As suggested by https://github.com/pydata/xarray/pull/7553#discussion_r1117264787, pass levels=bounds instead of norm=norm to data.plot(). Your example code results in a plot as expected. Would this solve your issue?

import numpy as np
import matplotlib.pyplot as plt
import matplotlib.colors as colors
import xarray 

#example from https://matplotlib.org/3.1.1/tutorials/colors/colormapnorms.html
#for colormap normalisation

N = 100
X, Y = np.mgrid[-3:3:complex(0, N), -2:2:complex(0, N)]
Z1 = np.exp(-X**2 - Y**2)
Z2 = np.exp(-(X - 1)**2 - (Y - 1)**2)
Z = (Z1 - Z2) * 2

fig, ax = plt.subplots(2, 1, figsize=(8, 8))
ax = ax.flatten()

bounds = np.linspace(-1, 1, 10)
norm = colors.BoundaryNorm(boundaries=bounds, ncolors=256)

ax[0].pcolormesh(X, Y, Z, norm=norm, cmap='RdBu_r')

#now add data into dataset and plot it using same normalisation
data = xarray.DataArray(Z, dims=('x', 'y'), coords={'x': X[:,0], 'y': Y[0,:]})
data.plot(ax=ax[1], x='x', y='y', levels=bounds, add_colorbar=False)

image

veenstrajelmer commented 1 year ago

@rjp23: could you close the issue if this indeed resolves your problem?

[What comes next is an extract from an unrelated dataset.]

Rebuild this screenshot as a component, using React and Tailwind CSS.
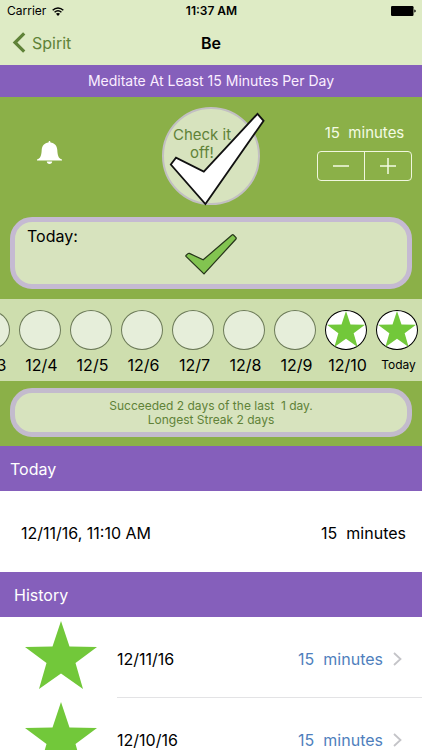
import React, { useState } from "react";

const days = [
  { label: "12/3", done: false },
  { label: "12/4", done: false },
  { label: "12/5", done: false },
  { label: "12/6", done: false },
  { label: "12/7", done: false },
  { label: "12/8", done: false },
  { label: "12/9", done: false },
  { label: "12/10", done: true },
  { label: "Today", done: true, small: true }
];

const history = [
  { date: "12/11/16", minutes: 15 },
  { date: "12/10/16", minutes: 15 }
];

const Star = ({ className }) => (
  <svg viewBox="0 0 72 68" className={className} fill="#72c83a" aria-hidden="true">
    <path d="M36 0 L44.5 25.5 L72 26 L50.5 42 L58 68 L36 52.5 L14 68 L21.5 42 L0 26 L27.5 25.5 Z" />
  </svg>
);

const Minutes = ({ value, className }) => (
  <span className={`whitespace-pre ${className}`}>{`${value}  minutes`}</span>
);

const StatusBar = () => (
  <div className="grid h-[22px] grid-cols-3 items-center pr-1.5 pl-[7px] text-xs text-black">
    <div className="flex items-center gap-1.5">
      <span>Carrier</span>
      <svg viewBox="0 0 13 10" className="h-[9px] w-3" aria-hidden="true">
        <g fill="none" stroke="#000" strokeWidth="1.6">
          <path d="M0.6 3.6 C4 0.2 9 0.2 12.4 3.6" />
          <path d="M2.7 5.9 C5 3.7 8 3.7 10.3 5.9" />
        </g>
        <path d="M6.5 10 L4.2 7.6 C5.5 6.4 7.5 6.4 8.8 7.6 Z" />
      </svg>
    </div>
    <span className="text-center font-semibold">11:37 AM</span>
    <svg viewBox="0 0 25 10" className="h-2.5 w-[25px] justify-self-end" aria-hidden="true">
      <rect width="22.5" height="10" rx="1.2" />
      <path d="M23.3 3.4 C25.2 3.8 25.2 6.2 23.3 6.6 Z" />
    </svg>
  </div>
);

const NavBar = () => (
  <nav className="grid h-[43px] grid-cols-3 items-center px-3 pb-0.5">
    <a href="#spirit" className="flex items-center gap-1.5 text-base text-[#5f8238]">
      <svg viewBox="0 0 14 21" className="h-[21px] w-3.5" aria-hidden="true">
        <path d="M12.2 1.4 L3 10.5 L12.2 19.6" fill="none" stroke="#5f8238" strokeWidth="3.2" />
      </svg>
      Spirit
    </a>
    <h1 className="text-center text-base font-semibold text-black">Be</h1>
  </nav>
);

const SectionHeader = ({ children, className }) => (
  <h2 className={`flex h-[45px] shrink-0 items-center bg-[#855fbb] text-base text-white ${className}`}>
    {children}
  </h2>
);

const DayStrip = () => (
  <ol className="flex h-[82px] shrink-0 justify-end overflow-hidden bg-[#cedeae] pt-[11px]">
    {days.map((day) => (
      <li key={day.label} className="flex w-[51px] shrink-0 flex-col items-center">
        <div
          className={`flex h-10 w-[42px] items-start justify-center rounded-[50%] border ${
            day.done ? "border-black bg-white" : "border-[#6c7a58] bg-[#e6eeda]"
          }`}
        >
          {day.done && <Star className="h-9 w-[38px]" />}
        </div>
        <span
          className={`flex h-[30px] items-center pl-1 text-black ${
            day.small ? "text-xs" : "text-base"
          }`}
        >
          {day.label}
        </span>
      </li>
    ))}
  </ol>
);

const App = () => {
  const [minutes, setMinutes] = useState(15);

  return (
    <div className="flex h-screen flex-col overflow-hidden bg-white font-['Inter','Liberation_Sans',sans-serif]">
      <header className="shrink-0 bg-[#deebc5]">
        <StatusBar />
        <NavBar />
      </header>

      <p className="flex h-8 shrink-0 items-center justify-center bg-[#855fbb] text-sm text-[#fbeeff]">
        Meditate At Least 15 Minutes Per Day
      </p>

      <main className="flex flex-col">
        {/* Check-off controls */}
        <section className="shrink-0 bg-[#8bb048] px-2.5 py-2.5">
          <div className="grid grid-cols-[1fr_auto_1fr] items-center">
            <button type="button" aria-label="Reminder" className="ml-[27px] pb-2 justify-self-start">
              <svg viewBox="0 0 25 23" className="h-[23px] w-[25px]" fill="#fff" aria-hidden="true">
                <path d="M12.5 0 C13.2 0 13.5 0.6 13.5 1.5 C17.5 2.1 20 4.6 20.3 9 C20.6 14.5 21.3 17.2 25 18.6 L25 19.6 L0 19.6 L0 18.6 C3.7 17.2 4.4 14.5 4.7 9 C5 4.6 7.5 2.1 11.5 1.5 C11.5 0.6 11.8 0 12.5 0 Z" />
                <path d="M9.8 20.5 H15.2 C15.2 22 14 23 12.5 23 C11 23 9.8 22 9.8 20.5 Z" />
              </svg>
            </button>

            <button
              type="button"
              className="relative flex size-[98px] justify-center rounded-full border-2 border-[#c2bfc2] bg-[#d7e3be] pt-[17px] pr-[18px] text-[15px] leading-[18px] text-[#5f8238]"
            >
              <span className="w-16 text-center">Check it off!</span>
              <svg
                viewBox="0 0 96 94"
                className="absolute top-1 left-1.5 h-[94px] w-24 overflow-visible"
                aria-hidden="true"
              >
                <path
                  d="M0.8 51.5 L6 44.7 L33.8 58.6 L87.5 0.8 L93.6 7.8 L35.4 91 Z"
                  fill="#fff"
                  stroke="#111"
                  strokeWidth="1.8"
                />
              </svg>
            </button>

            <div className="flex flex-col items-center gap-2 justify-self-end pb-2">
              <Minutes value={minutes} className="text-[15px] leading-5 text-[#f4fbe4]" />
              <div className="flex h-[30px] w-[95px] divide-x divide-[#f0f7de] rounded-[4px] border border-[#f0f7de]">
                <button
                  type="button"
                  aria-label="Fewer minutes"
                  className="flex flex-1 items-center justify-center"
                  onClick={() => setMinutes(minutes - 1)}
                >
                  <svg viewBox="0 0 16 16" className="size-4" aria-hidden="true">
                    <path d="M0 8 H16" stroke="#f4fbe4" strokeWidth="1.5" />
                  </svg>
                </button>
                <button
                  type="button"
                  aria-label="More minutes"
                  className="flex flex-1 items-center justify-center"
                  onClick={() => setMinutes(minutes + 1)}
                >
                  <svg viewBox="0 0 16 16" className="size-4" aria-hidden="true">
                    <path d="M0 8 H16 M8 0 V16" stroke="#f4fbe4" strokeWidth="1.5" />
                  </svg>
                </button>
              </div>
            </div>
          </div>

          <div className="mt-3 grid h-[72px] grid-cols-[1fr_auto_1fr] items-start rounded-[22px] border-[5px] border-[#c5bad2] bg-[#d7e3be] px-3 pt-0.5">
            <span className="text-base text-black">Today:</span>
            <svg viewBox="0 0 52 42" className="mt-2.5 h-[42px] w-[52px]" aria-hidden="true">
              <path
                d="M1 22.4 Q0.6 21.8 1.2 21.2 L3 19.6 Q3.6 19.1 4.4 19.4 L18.2 25.8 L47 1 Q47.8 0.4 48.5 1 L51 3.6 Q51.5 4.3 51 5 L19 40 Z"
                fill="#82c450"
                stroke="#26351a"
                strokeWidth="1.2"
              />
            </svg>
          </div>
        </section>

        <DayStrip />

        {/* Streak summary */}
        <section className="h-[65px] shrink-0 bg-[#8bb048] px-2.5 pt-[7px]">
          <div className="flex h-[49px] flex-col items-center justify-center rounded-[22px] border-[5px] border-[#c3bbcd] bg-[#d7e3be] text-xs leading-[14px] text-[#5f8238]">
            <span className="whitespace-pre">{"Succeeded 2 days of the last  1 day."}</span>
            <span>Longest Streak 2 days</span>
          </div>
        </section>

        <SectionHeader className="px-2.5">Today</SectionHeader>
        <div className="flex h-[81px] shrink-0 items-center justify-between pt-0.5 pr-4 pl-[21px] text-base text-black">
          <span>12/11/16, 11:10 AM</span>
          <Minutes value={15} className="" />
        </div>

        <SectionHeader className="px-3.5">History</SectionHeader>
        <ul>
          {history.map((item) => (
            <li key={item.date} className="flex h-[81px] items-stretch pl-[25px]">
              <Star className="mt-1 h-[68px] w-[72px] shrink-0" />
              <a
                href="#entry"
                className="ml-5 flex flex-1 items-center justify-between border-b border-[#e3e3e5] pt-1 pr-5 text-base text-black"
              >
                <span>{item.date}</span>
                <span className="flex items-center gap-2.5">
                  <Minutes value={item.minutes} className="text-[#4f7fbd]" />
                  <svg viewBox="0 0 9 14" className="h-3.5 w-[9px]" aria-hidden="true">
                    <path d="M1 1 L7.5 7 L1 13" fill="none" stroke="#c4c4c8" strokeWidth="1.8" />
                  </svg>
                </span>
              </a>
            </li>
          ))}
        </ul>
      </main>
    </div>
  );
};

export default App;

rjp23 commented 1 year ago

I’m not sure that’s a solution if we argue that xarray should do what matplotlib does with the same keywords.

I can test if this “works” and will report back but it’s still not a fix.

veenstrajelmer commented 1 year ago

@rjp23 with the latest update to the PR (thanks to @jklymak), your example code produced identical figures without changing it.